To be done | Locate all lines with the word "React". Copy them.

Data shown |

+--

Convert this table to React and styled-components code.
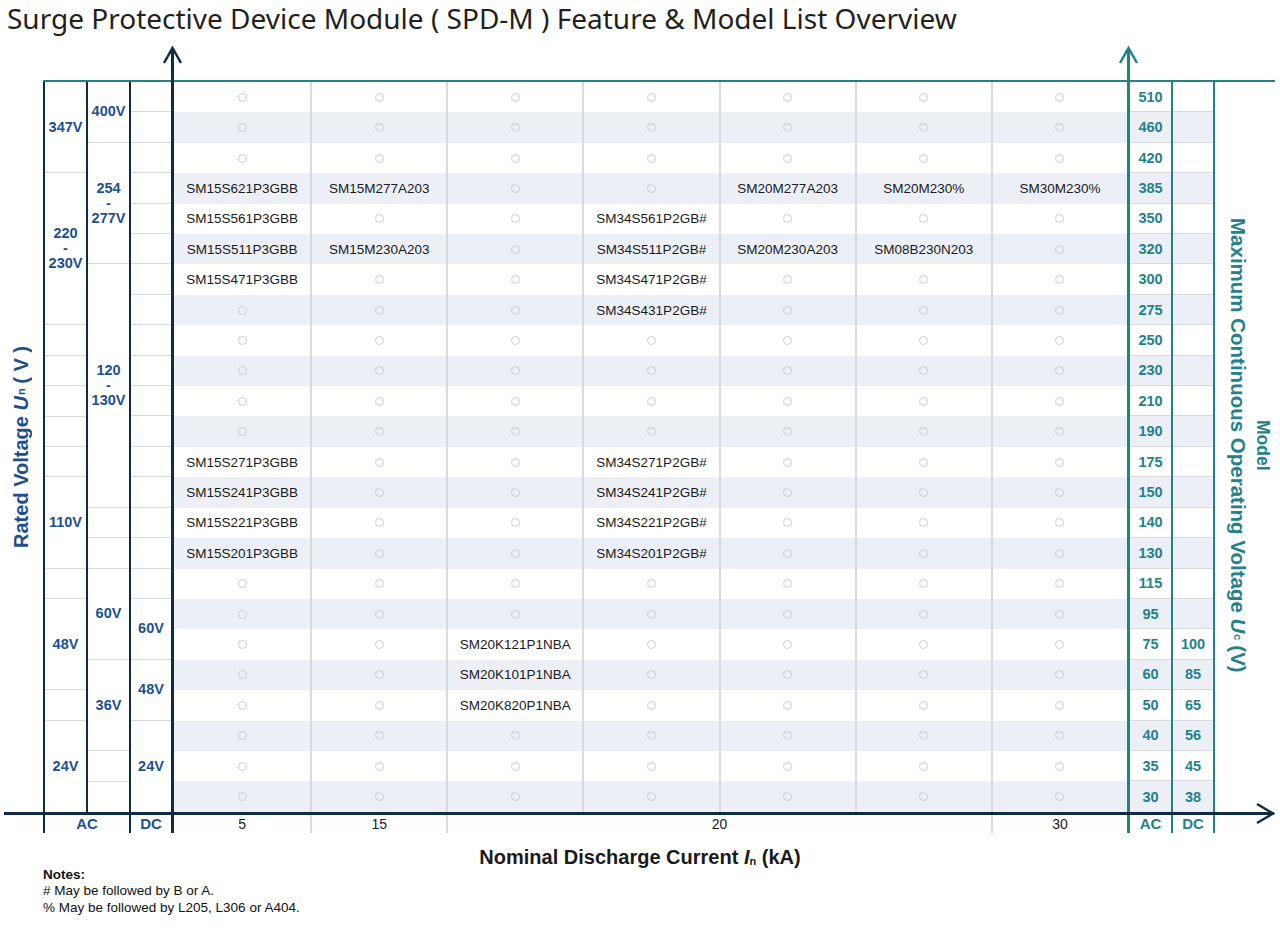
import React from "react";
import styled, { createGlobalStyle } from "styled-components";

// palette taken from the chart
const NAVY = "#1e4f8e";
const DARK = "#0f2c44";
const TEAL = "#23818a";
const GRID = "#d8dadd";
const SHADE = "#ecf0f6";
const ROW_H = 730 / 24;

const GlobalStyle = createGlobalStyle`
  html, body { margin: 0; padding: 0; background: #ffffff; }
  body { font-family: "Liberation Sans", Arial, sans-serif; color: #1a1a1a; }
  * { box-sizing: border-box; }
`;

const Page = styled.div`
  position: relative;
  width: 1280px;
  height: 940px;
  overflow: hidden;
`;

const Title = styled.h1`
  margin: 0;
  height: 40px;
  padding-left: 7px;
  font-family: "Noto Sans", sans-serif;
  font-weight: 400;
  font-size: 28px;
  line-height: 36px;
  color: #231f20;
  white-space: nowrap;
`;

const Body = styled.div`
  display: flex;
  margin-top: 40px;
`;

const LeftTitle = styled.div`
  width: 43px;
  display: flex;
  align-items: center;
  justify-content: center;
  padding-top: 2px;
`;

const VerticalUp = styled.div`
  writing-mode: vertical-rl;
  transform: rotate(180deg);
  font-weight: 700;
  font-size: 20px;
  color: ${NAVY};
  white-space: nowrap;
`;

const Framed = styled.div`
  flex: 1;
  display: flex;
  margin-right: 5px;
  border-top: 2px solid ${TEAL};
`;

const VoltGroup = styled.div`
  display: flex;
  border-right: 3px solid ${DARK};
`;

const VoltCol = styled.div`
  width: ${(p) => p.$w}px;
  border-left: 2px solid ${DARK};
  display: flex;
  flex-direction: column;
`;

const VoltCell = styled.div`
  height: ${(p) => p.$span * ROW_H}px;
  border-bottom: 1px solid ${GRID};
  display: flex;
  align-items: center;
  justify-content: center;
  text-align: center;
  white-space: pre-line;
  font-weight: 700;
  font-size: 14.5px;
  line-height: 15px;
  color: ${NAVY};

  &:last-child {
    border-bottom: none;
  }
`;

const DataArea = styled.div`
  width: 953px;
  display: flex;
  flex-direction: column;
`;

const DataRow = styled.div`
  height: ${ROW_H}px;
  display: grid;
  grid-template-columns: repeat(7, 1fr);
  background: ${(p) => (p.$shade ? SHADE : "#ffffff")};
`;

const DataCell = styled.div`
  display: flex;
  align-items: center;
  justify-content: center;
  font-size: 13.5px;
  color: #1a1a1a;

  & + & {
    border-left: 2px solid ${GRID};
  }
`;

const Dot = styled.span`
  width: 9px;
  height: 9px;
  border: 1px solid #c9cbcf;
  border-radius: 50%;
`;

const UcCol = styled.div`
  width: 44px;
  border-left: ${(p) => (p.$axis ? 3 : 2)}px solid ${TEAL};
  border-right: ${(p) => (p.$last ? `2px solid ${TEAL}` : "none")};
  display: flex;
  flex-direction: column;
`;

const UcCell = styled.div`
  height: ${ROW_H}px;
  background: ${(p) => (p.$shade ? SHADE : "#ffffff")};
  border-bottom: 1px solid ${GRID};
  display: flex;
  align-items: center;
  justify-content: center;
  font-weight: 700;
  font-size: 14.5px;
  color: ${TEAL};

  &:last-child {
    border-bottom: none;
  }
`;

const RightTitle = styled.div`
  flex: 1;
  display: flex;
  align-items: center;
  justify-content: center;
  padding-left: 9px;
  padding-bottom: 4px;
`;

const VerticalDown = styled.div`
  writing-mode: vertical-rl;
  text-align: center;
  font-weight: 700;
  color: ${TEAL};
  white-space: nowrap;
`;

const VLine = styled.div`
  font-size: ${(p) => p.$size}px;
  line-height: ${(p) => p.$lh}px;
`;

const AxisRow = styled.div`
  display: flex;
  height: 21px;
  margin: 0 6px 0 4px;
  border-top: 3px solid ${DARK};
`;

const AxisSpacer = styled.div`
  width: ${(p) => (p.$w ? `${p.$w}px` : "auto")};
  flex: ${(p) => (p.$w ? "none" : 1)};
`;

const AxisCell = styled.div`
  width: ${(p) => p.$w}px;
  display: flex;
  align-items: center;
  justify-content: center;
  font-weight: 700;
  font-size: 15px;
  color: ${(p) => p.$color};
  border-left: ${(p) => p.$left || "none"};
  border-right: ${(p) => p.$right || "none"};
`;

const AxisData = styled.div`
  width: 953px;
  display: grid;
  grid-template-columns: repeat(7, 1fr);
`;

const AxisNum = styled.div`
  grid-column: span ${(p) => p.$span};
  display: flex;
  align-items: center;
  justify-content: center;
  font-size: 14px;
  color: #1a1a1a;

  & + & {
    border-left: 2px solid ${GRID};
  }
`;

const AxisTitle = styled.div`
  margin-top: 13px;
  text-align: center;
  font-weight: 700;
  font-size: 20px;
  line-height: 22px;
  color: #1a1a1a;
`;

const Notes = styled.div`
  margin-top: -4px;
  padding-left: 43px;
  font-size: 13.5px;
  line-height: 16.5px;
  color: #111111;

  strong {
    font-weight: 700;
  }
`;

const Arrows = styled.svg`
  position: absolute;
  left: 0;
  top: 0;
  pointer-events: none;
`;

const Sub = styled.sub`
  font-size: 0.55em;
  vertical-align: baseline;
  position: relative;
  top: 0.1em;
`;

const voltAC = [
  [3, "347V"], [5, "220\n-\n230V"], [1], [1], [1], [1], [1],
  [3, "110V"], [1], [3, "48V"], [1], [3, "24V"],
];
const voltAC2 = [
  [2, "400V"], [4, "254\n-\n277V"], [8, "120\n-\n130V"], [1], [1],
  [3, "60V"], [3, "36V"], [1], [1],
];
const voltDC = [
  ...Array.from({ length: 17 }, () => [1]),
  [2, "60V"], [2, "48V"], [3, "24V"],
];

const rows = [
  { ac: "510" },
  { ac: "460" },
  { ac: "420" },
  { ac: "385", m: { 0: "SM15S621P3GBB", 1: "SM15M277A203", 4: "SM20M277A203", 5: "SM20M230%", 6: "SM30M230%" } },
  { ac: "350", m: { 0: "SM15S561P3GBB", 3: "SM34S561P2GB#" } },
  { ac: "320", m: { 0: "SM15S511P3GBB", 1: "SM15M230A203", 3: "SM34S511P2GB#", 4: "SM20M230A203", 5: "SM08B230N203" } },
  { ac: "300", m: { 0: "SM15S471P3GBB", 3: "SM34S471P2GB#" } },
  { ac: "275", m: { 3: "SM34S431P2GB#" } },
  { ac: "250" },
  { ac: "230" },
  { ac: "210" },
  { ac: "190" },
  { ac: "175", m: { 0: "SM15S271P3GBB", 3: "SM34S271P2GB#" } },
  { ac: "150", m: { 0: "SM15S241P3GBB", 3: "SM34S241P2GB#" } },
  { ac: "140", m: { 0: "SM15S221P3GBB", 3: "SM34S221P2GB#" } },
  { ac: "130", m: { 0: "SM15S201P3GBB", 3: "SM34S201P2GB#" } },
  { ac: "115" },
  { ac: "95" },
  { ac: "75", dc: "100", m: { 2: "SM20K121P1NBA" } },
  { ac: "60", dc: "85", m: { 2: "SM20K101P1NBA" } },
  { ac: "50", dc: "65", m: { 2: "SM20K820P1NBA" } },
  { ac: "40", dc: "56" },
  { ac: "35", dc: "45" },
  { ac: "30", dc: "38" },
];

const VoltColumn = ({ w, cells }) => (
  <VoltCol $w={w}>
    {cells.map(([span, label], i) => (
      <VoltCell key={i} $span={span}>{label}</VoltCell>
    ))}
  </VoltCol>
);

export default function App() {
  return (
    <Page>
      <GlobalStyle />
      <Title>Surge Protective Device Module ( SPD-M ) Feature &amp; Model List Overview</Title>

      <Body>
        <LeftTitle>
          <VerticalUp>
            Rated Voltage <i>U</i><Sub>n</Sub> ( V )
          </VerticalUp>
        </LeftTitle>

        <Framed>
          <VoltGroup>
            <VoltColumn w={43} cells={voltAC} />
            <VoltColumn w={43} cells={voltAC2} />
            <VoltColumn w={42} cells={voltDC} />
          </VoltGroup>

          <DataArea>
            {rows.map((r, i) => (
              <DataRow key={r.ac} $shade={i % 2 === 1}>
                {Array.from({ length: 7 }, (_, c) => (
                  <DataCell key={c}>{r.m && r.m[c] ? r.m[c] : <Dot />}</DataCell>
                ))}
              </DataRow>
            ))}
          </DataArea>

          <UcCol $axis>
            {rows.map((r, i) => (
              <UcCell key={r.ac} $shade={i % 2 === 1}>{r.ac}</UcCell>
            ))}
          </UcCol>
          <UcCol $last>
            {rows.map((r, i) => (
              <UcCell key={r.ac} $shade={i % 2 === 1}>{r.dc || ""}</UcCell>
            ))}
          </UcCol>

          <RightTitle>
            <VerticalDown>
              <VLine $size={17.5} $lh={24}>Model</VLine>
              <VLine $size={20.5} $lh={26}>
                Maximum Continuous Operating Voltage <i>U</i><Sub>c</Sub> (V)
              </VLine>
            </VerticalDown>
          </RightTitle>
        </Framed>
      </Body>

      <AxisRow>
        <AxisSpacer $w={39} />
        <AxisCell $w={86} $color={NAVY} $left={`2px solid ${DARK}`}>AC</AxisCell>
        <AxisCell $w={45} $color={NAVY} $left={`2px solid ${DARK}`} $right={`3px solid ${DARK}`}>DC</AxisCell>
        <AxisData>
          <AxisNum $span={1}>5</AxisNum>
          <AxisNum $span={1}>15</AxisNum>
          <AxisNum $span={4}>20</AxisNum>
          <AxisNum $span={1}>30</AxisNum>
        </AxisData>
        <AxisCell $w={44} $color={TEAL} $left={`3px solid ${TEAL}`}>AC</AxisCell>
        <AxisCell $w={44} $color={TEAL} $left={`2px solid ${TEAL}`} $right={`2px solid ${TEAL}`}>DC</AxisCell>
        <AxisSpacer />
      </AxisRow>

      <AxisTitle>
        Nominal Discharge Current <i>I</i><Sub>n</Sub> (kA)
      </AxisTitle>

      <Notes>
        <strong>Notes:</strong>
        <div># May be followed by B or A.</div>
        <div>% May be followed by L205, L306 or A404.</div>
      </Notes>

      <Arrows width="1280" height="940" viewBox="0 0 1280 940">
        <line x1="172.5" y1="48" x2="172.5" y2="82" stroke={DARK} strokeWidth="3" />
        <polyline points="164,63 172.5,48 181,63" fill="none" stroke={DARK} strokeWidth="2.5" />
        <line x1="1128.5" y1="48" x2="1128.5" y2="82" stroke={TEAL} strokeWidth="3" />
        <polyline points="1120,63 1128.5,48 1137,63" fill="none" stroke={TEAL} strokeWidth="2.5" />
        <polyline points="1257,804 1273,813.5 1257,823" fill="none" stroke={DARK} strokeWidth="2.5" />
      </Arrows>
    </Page>
  );
}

+--

Output of the task |
Convert this table to React and styled-components code.
import React from "react";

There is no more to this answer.